=== What is asked ===
Pull every line containing "that" out of the material below.
───── Source material
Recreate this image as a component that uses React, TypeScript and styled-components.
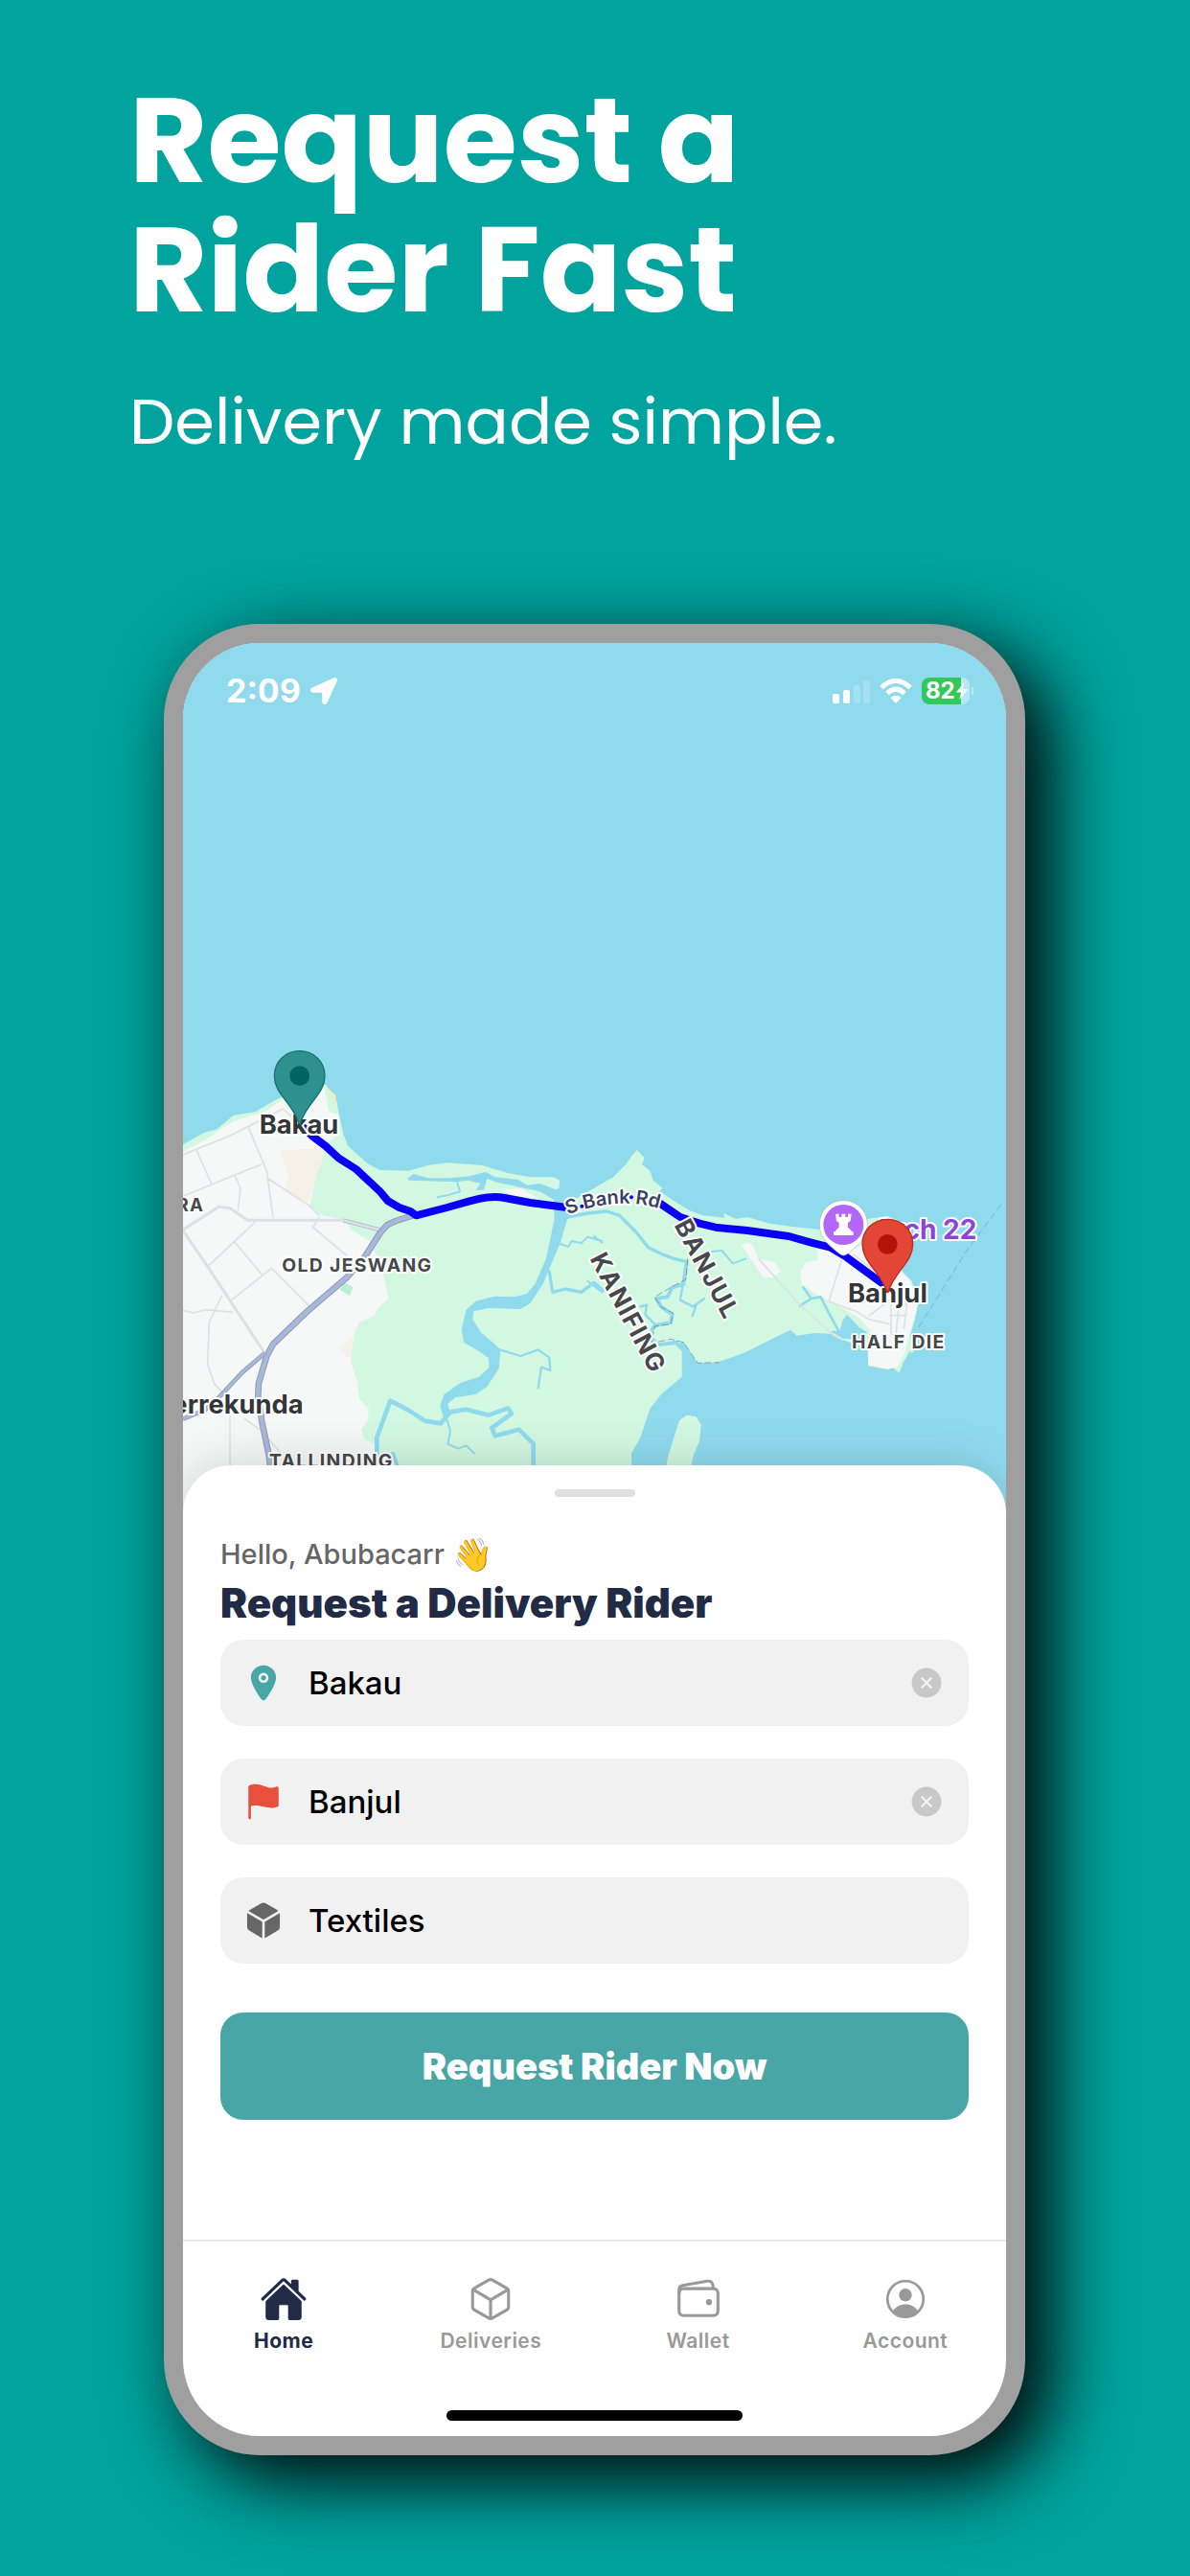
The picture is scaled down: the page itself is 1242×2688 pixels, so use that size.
import React, { useState } from "react";
import styled, { createGlobalStyle } from "styled-components";
import {
  IoCloseCircle,
  IoCube,
  IoCubeOutline,
  IoFlag,
  IoHome,
  IoLocation,
  IoWalletOutline,
} from "react-icons/io5";
import { FaLocationArrow } from "react-icons/fa";

const GlobalStyle = createGlobalStyle`
  *, *::before, *::after { box-sizing: border-box; }
  body {
    margin: 0;
    background: #00a39d;
    font-family: Inter, "Noto Sans", sans-serif;
  }
`;

const Page = styled.main`
  min-height: 100vh;
  padding: 79px 172px 127px 171px;
  background: #00a39d;
  overflow: hidden;
`;

const Intro = styled.header`
  margin: 0 0 171px -36px;
  color: #fff;
`;

const Headline = styled.h1`
  margin: 0;
  font-family: Poppins, Inter, sans-serif;
  font-size: 125px;
  line-height: 135px;
  font-weight: 700;
`;

const Tagline = styled.p`
  margin: 51px 0 0;
  font-family: Poppins, Inter, sans-serif;
  font-size: 67px;
  line-height: 80px;
  font-weight: 400;
`;

const Phone = styled.section`
  border: 20px solid #9f9f9f;
  border-radius: 100px;
  background: #9f9f9f;
  box-shadow: 26px 26px 80px #000;
`;

const Screen = styled.div`
  display: flex;
  flex-direction: column;
  overflow: hidden;
  border-radius: 80px;
  background: #fff;
`;

const MapArea = styled.div`
  position: relative;
  height: 908px;
  background: #90daee;
`;

const MapDrawing = styled.svg`
  display: block;
  width: 100%;
  height: 100%;
`;

const StatusBar = styled.div`
  position: absolute;
  top: 30px;
  left: 45px;
  right: 38px;
  display: flex;
  align-items: center;
  justify-content: space-between;
  height: 40px;
  color: #fff;
`;

const StatusGroup = styled.div`
  display: flex;
  align-items: center;
  gap: 10px;
`;

const Clock = styled.time`
  font-size: 34px;
  line-height: 40px;
  font-weight: 700;
`;

const Battery = styled.div`
  position: relative;
  display: flex;
  align-items: center;
  gap: 1px;
  width: 50px;
  height: 28px;
  padding-left: 4px;
  border-radius: 8px;
  background: linear-gradient(90deg, #34c759 82%, #b9e8f4 82%);
  font-size: 24px;
  line-height: 28px;
  font-weight: 700;

  &::after {
    content: "";
    position: absolute;
    right: -4px;
    top: 10px;
    width: 2px;
    height: 8px;
    border-radius: 1px;
    background: #b9e8f4;
  }
`;

const Sheet = styled.div`
  position: relative;
  display: flex;
  flex-direction: column;
  margin-top: -50px;
  padding: 25px 39px 125px;
  border-radius: 50px 50px 0 0;
  background: #fff;
  box-shadow: 0 0 50px rgba(0, 0, 0, 0.16);
`;

const Handle = styled.div`
  align-self: center;
  width: 84px;
  height: 8px;
  border-radius: 4px;
  background: #e0e0e0;
`;

const Greeting = styled.p`
  display: flex;
  align-items: center;
  gap: 8px;
  margin: 40px 0 0;
  color: #666;
  font-size: 29px;
  line-height: 40px;
  font-weight: 500;
`;

const Wave = styled.span`
  font-size: 34px;
`;

const Title = styled.h2`
  margin: 7px 0 0;
  color: #212b46;
  font-size: 42px;
  line-height: 48px;
  font-weight: 900;
`;

const Form = styled.form`
  display: flex;
  flex-direction: column;
  gap: 34px;
  margin-top: 14px;
`;

const Field = styled.label`
  display: flex;
  align-items: center;
  gap: 26px;
  height: 90px;
  padding: 0 25px 0 24px;
  border-radius: 24px;
  background: #f1f1f1;
`;

const FieldIcon = styled.span<{ $color: string }>`
  display: flex;
  color: ${(p) => p.$color};
`;

const FieldInput = styled.input`
  flex: 1;
  min-width: 0;
  padding: 0;
  border: 0;
  outline: 0;
  background: transparent;
  color: #000;
  font-family: inherit;
  font-size: 33px;
  line-height: 40px;
  font-weight: 500;
`;

const ClearButton = styled.button`
  display: flex;
  padding: 0;
  border: 0;
  background: none;
  color: #c8c8c8;
`;

const SubmitButton = styled.button`
  height: 112px;
  margin-top: 17px;
  border: 0;
  border-radius: 24px;
  background: #49a6a6;
  color: #fff;
  font-family: inherit;
  font-size: 38px;
  line-height: 48px;
  font-weight: 900;
`;

const TabBar = styled.nav`
  position: relative;
  display: grid;
  grid-template-columns: repeat(4, 1fr);
  margin: 0 -3px;
  padding-top: 35px;
  border-top: 2px solid #e8e8e8;
  background: #fff;
`;

const Tab = styled.a<{ $active?: boolean }>`
  display: flex;
  flex-direction: column;
  align-items: center;
  gap: 6px;
  color: ${(p) => (p.$active ? "#212b46" : "#999")};
  font-size: 21px;
  line-height: 26px;
  font-weight: ${(p) => (p.$active ? 700 : 600)};
  letter-spacing: 0.5px;
  text-decoration: none;
`;

const HomeIndicator = styled.div`
  align-self: center;
  width: 36%;
  height: 11px;
  margin: 59px 0 16px;
  border-radius: 6px;
  background: #000;
`;

function SignalIcon() {
  return (
    <svg width="39" height="26" viewBox="0 0 39 26" fill="#fff" aria-hidden="true">
      <rect x="0" y="16" width="7" height="10" rx="2" />
      <rect x="11" y="12" width="7" height="14" rx="2" />
      <rect x="22" y="7" width="7" height="19" rx="2" opacity="0.2" />
      <rect x="32" y="2" width="7" height="24" rx="2" opacity="0.2" />
    </svg>
  );
}

function WifiIcon() {
  return (
    <svg width="34" height="26" viewBox="0 0 34 26" fill="none" stroke="#fff" strokeWidth="5" aria-hidden="true">
      <path d="M2 9.500Q17-4.500 32 9.500" />
      <path d="M8 15.500Q17 7 26 15.500" />
      <path d="M11.500 20Q17 15.500 22.500 20L17 26Z" fill="#fff" stroke="none" />
    </svg>
  );
}

function BoltIcon() {
  return (
    <svg width="12" height="20" viewBox="0 0 13 20" fill="#fff" aria-hidden="true">
      <path d="M9 0L0 11.500H5.500L3.500 20L13 8H7.500Z" />
    </svg>
  );
}

function AccountIcon() {
  return (
    <svg width="50" height="50" viewBox="0 0 512 512" fill="currentColor" aria-hidden="true">
      <circle cx="256" cy="256" r="192" fill="none" stroke="currentColor" strokeWidth="28" />
      <circle cx="256" cy="212" r="69" />
      <path d="M124 384C150 335 202 312 256 312S362 335 388 384C352 424 307 446 256 446S160 424 124 384Z" />
    </svg>
  );
}

function Pin({ x, y, fill, edge, dot }: { x: number; y: number; fill: string; edge: string; dot: string }) {
  return (
    <g transform={`translate(${x} ${y})`}>
      <path
        d="M0-78C-45-78-79-44-79 0C-79 40-52 64-30 96C-14 119-6 136-3 148Q0 154 3 148C6 136 14 119 30 96C52 64 79 40 79 0C79-44 45-78 0-78Z"
        fill={fill}
        stroke={edge}
        strokeWidth="4"
      />
      <circle r="31" fill={dot} />
    </g>
  );
}

const halo = {
  stroke: "#fff",
  strokeWidth: 12,
  strokeLinejoin: "round" as const,
  paintOrder: "stroke",
  fontFamily: "Inter, sans-serif",
  fontWeight: 700,
};

function RouteMap() {
  return (
    <MapDrawing viewBox="33 -1167 2577 2724" preserveAspectRatio="xMidYMin slice" role="img" aria-label="Route from Bakau to Banjul">
      <rect x="33" y="-1167" width="2577" height="2724" fill="#90daee" />

      {/* land */}
      <path
        fill="#d3f8e2"
        d="M0 420L33 403L100 365L140 355L190 312L260 300L320 265L400 225L480 215L500 245L515 270L520 300L535 370L548 405L580 435L610 462L650 483L740 485L800 468L860 460L970 468L1050 492L1120 505L1195 505L1212 515L1210 545L1240 588L1275 565L1320 540L1380 505L1420 465L1440 435L1455 420L1478 445L1470 465L1495 485L1505 515L1535 540L1525 548L1570 580L1620 610L1660 625L1730 632L1725 618L1765 636L1800 630L1870 650L1940 660L2020 668L2090 660L2180 635L2240 627L2280 645L2290 700L2285 800L2315 830L2335 900L2325 950L2310 1000L2320 1050L2290 1085L2275 1118L2255 1100L2240 1108L2180 1095L2175 1040L2100 1015L2060 995L2010 993L1955 1001L1935 983L1880 1010L1790 1055L1700 1087L1645 1087L1625 1060L1600 1020L1575 1030L1595 1050L1595 1130L1530 1185L1495 1230L1465 1320L1437 1370L1440 1600L0 1600Z"
      />
      <path fill="#d3f8e2" d="M1540 1450L1550 1385L1565 1335L1588 1265L1610 1250L1640 1255L1655 1280L1650 1330L1630 1380L1615 1450Z" />

      {/* built-up areas */}
      <path
        fill="#f6f7f7"
        d="M33 425L100 390L190 330L290 300L340 265L400 230L475 225L490 300L520 310L525 370L480 400L450 500L430 595L470 625L540 640L560 670L610 700L640 750L665 830L676 885L645 915L632 940L585 960L562 1010L560 1090L580 1150L585 1200L615 1230L610 1270L590 1295L602 1325L635 1345L645 1380L700 1390L700 1600L33 1600Z"
      />
      <path fill="#f6f7f7" d="M1782 720L1795 709L1815 715L1835 760L1885 770L1905 800L1880 820L1850 820L1820 775Z" />
      <path
        fill="#f6f7f7"
        d="M1985 770L2020 765L2020 730L2100 745L2160 720L2270 790L2310 830L2335 900L2310 985L2295 1050L2270 1100L2240 1105L2178 1095L2185 985L2150 945L2080 905L2020 875L1970 840L1965 800Z"
      />
      <path fill="#f6f1e8" d="M335 425L390 418L475 415L470 450L450 500L425 585L370 560L350 545L365 500Z" />
      <path fill="#f6f1e8" d="M570 1000L520 1040L557 1075Z" />
      <path fill="#f9e6c4" d="M478 218L512 250L514 290L500 255Z" />
      <path fill="#b9f0d2" d="M538 835L566 850L555 876L524 857Z" />
      <path fill="#f6f7f7" d="M1030 545L1090 540L1145 572L1060 562Z" />

      {/* inlets and river */}
      <path
        fill="#90daee"
        d="M1195 545L1195 640L1170 760L1135 840L1110 870L1070 880L1010 878L950 893L920 920L905 980L912 1022L960 1050L990 1072L992 1100L960 1130L900 1150L850 1185L838 1220L850 1262L872 1248L862 1215L885 1195L950 1185L985 1160L1022 1105L1027 1045L1000 1020L965 990L940 950L942 925L990 915L1090 918L1120 900L1160 840L1185 780L1215 710L1235 640L1260 610L1240 585L1210 540Z"
      />
      <path
        fill="#90daee"
        d="M735 510L755 495L800 508L870 508L930 502L980 488L1010 505L1080 512L1110 530L1150 525L1205 545L1200 580L1150 550L1080 535L1020 522L985 510L975 545L950 545L965 525L925 515L890 520L740 515Z"
      />
      <path fill="#90daee" d="M2090 985L2098 955L2112 935L2150 975L2175 990L2165 1015L2100 1010L2060 988Z" />
      <g fill="none" stroke="#90daee" strokeLinejoin="round" strokeLinecap="round">
        <path strokeWidth="6" d="M890 515L900 550L860 562L830 568" />
        <path strokeWidth="10" d="M1235 630L1300 618L1360 612L1400 625L1450 675L1490 725L1530 745L1570 760L1610 770" />
        <path strokeWidth="6" d="M1215 715L1240 722L1250 705L1280 712L1300 692L1345 705" />
        <path strokeWidth="10" d="M1180 800L1190 865L1230 855L1280 865L1320 835L1350 860" />
        <path strokeWidth="7" d="M1025 1045L1090 1065L1145 1045L1180 1070L1183 1110L1155 1100L1145 1165" />
        <path strokeWidth="14" d="M640 1400L640 1320L682 1205L740 1235L790 1268L840 1276L870 1240L920 1232L990 1250L1050 1228L1062 1245L1000 1290L1010 1315L1085 1295L1130 1340L1130 1440" />
        <path strokeWidth="6" d="M860 1265L870 1300L862 1340L895 1355L920 1345L945 1370" />
        <path strokeWidth="12" d="M690 1370L708 1420" />
        <path strokeWidth="12" d="M1610 770L1600 840L1565 850L1550 880L1515 885L1530 910L1565 935L1560 960L1510 970L1490 1000L1520 1030L1580 1022" />
        <path strokeWidth="7" d="M1600 830L1590 890L1630 910L1665 885M1640 905L1628 940M1465 910L1485 905L1480 935L1510 965" />
        <path strokeWidth="6" d="M1660 740L1720 735L1755 775L1795 760M1320 690L1345 710M1300 830L1345 865" />
        <path strokeWidth="8" d="M1975 850L2000 885L2030 880L2055 930L2085 985M2000 885L1965 908" />
        <path strokeWidth="8" d="M2310 1055L2290 1090" />
      </g>
      <g fill="none" stroke="#6d7f82" strokeWidth="2" strokeDasharray="22 8">
        <path d="M1613 760L1608 825L1570 845L1510 880L1530 912L1568 930L1560 965L1510 972L1500 1025L1560 1012L1600 1022L1645 1087L1710 1085" />
      </g>
      <path d="M2595 590L2490 730L2330 985" fill="none" stroke="#68b8d6" strokeWidth="3" strokeDasharray="22 12" />

      {/* streets */}
      <g fill="none" stroke="#dde1e5" strokeLinejoin="round">
        <path strokeWidth="5" d="M33 435L180 375L345 292L380 320M75 420L122 525M238 350L295 485L315 632M33 565L190 500L280 465M195 500L213 540L205 610M300 510L430 595L460 625" />
        <path strokeWidth="5" d="M460 630L440 662L545 750M260 645L110 785M195 708L280 810M185 890L310 790L430 910M33 922L65 930L105 920L190 928M155 875L115 960L110 1090L130 1150L165 1190M180 1230L180 1400L190 1430M225 1260L280 1300L335 1365" />
        <path strokeWidth="9" d="M33 670L145 598L180 602L235 640L535 640" />
        <path strokeWidth="9" d="M33 672L110 785L285 1050" />
        <path strokeWidth="5" d="M1835 760L1960 900L2070 1000L2100 1015M2095 765L2055 895L2140 925L2180 950L2245 965M2180 940L2245 890L2300 905M2250 890V1000M2275 900L2265 1000M2300 900L2290 980M2245 938H2300M2130 745L2200 800" />
      </g>
      <g fill="none" strokeLinejoin="round">
        <path stroke="#b7bfca" strokeWidth="13" d="M535 640L650 670" />
        <path stroke="#dde3e8" strokeWidth="7" d="M535 640L650 670" />
        <path stroke="#8c9bbd" strokeWidth="20" d="M763 622L705 640L672 655L650 680L602 755L545 820L420 927L315 1028L295 1065L270 1150L268 1190L280 1270L302 1375L310 1440" />
        <path stroke="#a9b8d6" strokeWidth="14" d="M763 622L705 640L672 655L650 680L602 755L545 820L420 927L315 1028L295 1065L270 1150L268 1190L280 1270L302 1375L310 1440" />
        <path stroke="#8c9bbd" strokeWidth="14" d="M290 1055L220 1115L140 1200L100 1235L33 1262" />
        <path stroke="#a9b8d6" strokeWidth="9" d="M290 1055L220 1115L140 1200L100 1235L33 1262" />
      </g>

      {/* delivery route */}
      <path
        fill="none"
        stroke="#0a00f5"
        strokeWidth="24"
        strokeLinejoin="round"
        d="M400 340L440 378L480 408L520 445L575 480L650 550L675 580L710 600L745 612L763 625L860 600L930 580Q1000 560 1040 570L1120 585L1235 600M1525 586L1590 630L1650 650L1700 662L1800 672L1930 690L2000 710L2060 725L2110 755L2230 843"
      />

      {/* place names */}
      <g {...halo} fill="#333638">
        <text x="272" y="370" fontSize="82">Bakau</text>
        <text x="2115" y="898" fontSize="82">Banjul</text>
        <text x="410" y="1245" fontSize="82" textAnchor="end">Serrekunda</text>
        <g fill="#45494b" letterSpacing="4">
          <text x="100" y="613" fontSize="56" textAnchor="end">RA</text>
          <text x="343" y="800" fontSize="58">OLD JESWANG</text>
          <text x="303" y="1412" fontSize="58">TALLINDING</text>
          <text x="2127" y="1042" fontSize="58">HALF DIE</text>
          <text transform="translate(1306 760) rotate(62)" fontSize="78">KANIFING</text>
          <text transform="translate(1570 655) rotate(62)" fontSize="78">BANJUL</text>
        </g>
        <text x="2518" y="698" fontSize="84" textAnchor="end" fill="#8b46d9">Arch 22</text>
        <path id="bank-road" d="M1238 622C1320 592 1430 570 1530 606" fill="none" stroke="none" />
        <text fontSize="60" fontWeight="600" fill="#3a3f66">
          <textPath href="#bank-road">S Bank Rd</textPath>
        </text>
        <g fill="#0a00f5" stroke="none">
          <circle cx="1282" cy="596" r="6" />
          <circle cx="1437" cy="568" r="6" />
        </g>
      </g>

      {/* landmark */}
      <g transform="translate(2101 654)">
        <path d="M0-76C-43-76-75-43-75 0C-75 38-50 60-26 80Q-8 96 0 96T26 80C50 60 75 38 75 0C75-43 43-76 0-76Z" fill="#fff" stroke="#a9b6bd" strokeWidth="2" />
        <circle r="63" fill="#b266fb" />
        <path fill="#fff" d="M-25-34H-14V-24H-6V-34H6V-24H14V-34H25L22-12L14-7V8Q22 14 27 22H31V33H-31V22H-27Q-22 14-14 8V-7L-22-12Z" />
      </g>
      <Pin x={398} y={188} fill="#2f918e" edge="#14716f" dot="#006561" />
      <Pin x={2239} y={715} fill="#e34537" edge="#b92b20" dot="#b21409" />
    </MapDrawing>
  );
}

interface PlaceFieldProps {
  label: string;
  initial: string;
  color: string;
  icon: React.ReactNode;
  clearable?: boolean;
}

function PlaceField({ label, initial, color, icon, clearable }: PlaceFieldProps) {
  const [value, setValue] = useState(initial);
  return (
    <Field>
      <FieldIcon $color={color}>{icon}</FieldIcon>
      <FieldInput aria-label={label} value={value} onChange={(e) => setValue(e.target.value)} />
      {clearable && (
        <ClearButton type="button" aria-label={`Clear ${label}`} onClick={() => setValue("")}>
          <IoCloseCircle size={38} />
        </ClearButton>
      )}
    </Field>
  );
}

export default function App() {
  return (
    <Page>
      <GlobalStyle />
      <Intro>
        <Headline>
          Request a<br />
          Rider Fast
        </Headline>
        <Tagline>Delivery made simple.</Tagline>
      </Intro>
      <Phone>
        <Screen>
          <MapArea>
            <RouteMap />
            <StatusBar>
              <StatusGroup>
                <Clock>2:09</Clock>
                <FaLocationArrow size={28} />
              </StatusGroup>
              <StatusGroup>
                <SignalIcon />
                <WifiIcon />
                <Battery>
                  82
                  <BoltIcon />
                </Battery>
              </StatusGroup>
            </StatusBar>
          </MapArea>
          <Sheet>
            <Handle />
            <Greeting>
              Hello, Abubacarr <Wave>👋</Wave>
            </Greeting>
            <Title>Request a Delivery Rider</Title>
            <Form onSubmit={(e) => e.preventDefault()}>
              <PlaceField label="Pickup" initial="Bakau" color="#49a6a6" icon={<IoLocation size={42} />} clearable />
              <PlaceField label="Drop-off" initial="Banjul" color="#e94f3d" icon={<IoFlag size={42} />} clearable />
              <PlaceField label="Package" initial="Textiles" color="#666" icon={<IoCube size={42} />} />
              <SubmitButton type="submit">Request Rider Now</SubmitButton>
            </Form>
          </Sheet>
          <TabBar>
            <Tab href="#home" $active aria-current="page">
              <IoHome size={50} />
              Home
            </Tab>
            <Tab href="#deliveries">
              <IoCubeOutline size={50} />
              Deliveries
            </Tab>
            <Tab href="#wallet">
              <IoWalletOutline size={50} />
              Wallet
            </Tab>
            <Tab href="#account">
              <AccountIcon />
              Account
            </Tab>
          </TabBar>
          <HomeIndicator />
        </Screen>
      </Phone>
    </Page>
  );
}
──────────
=== Exercise result ===
Recreate this image as a component that uses React, TypeScript and styled-components.
The picture is scaled down: the page itself is 1242×2688 pixels, so use that size.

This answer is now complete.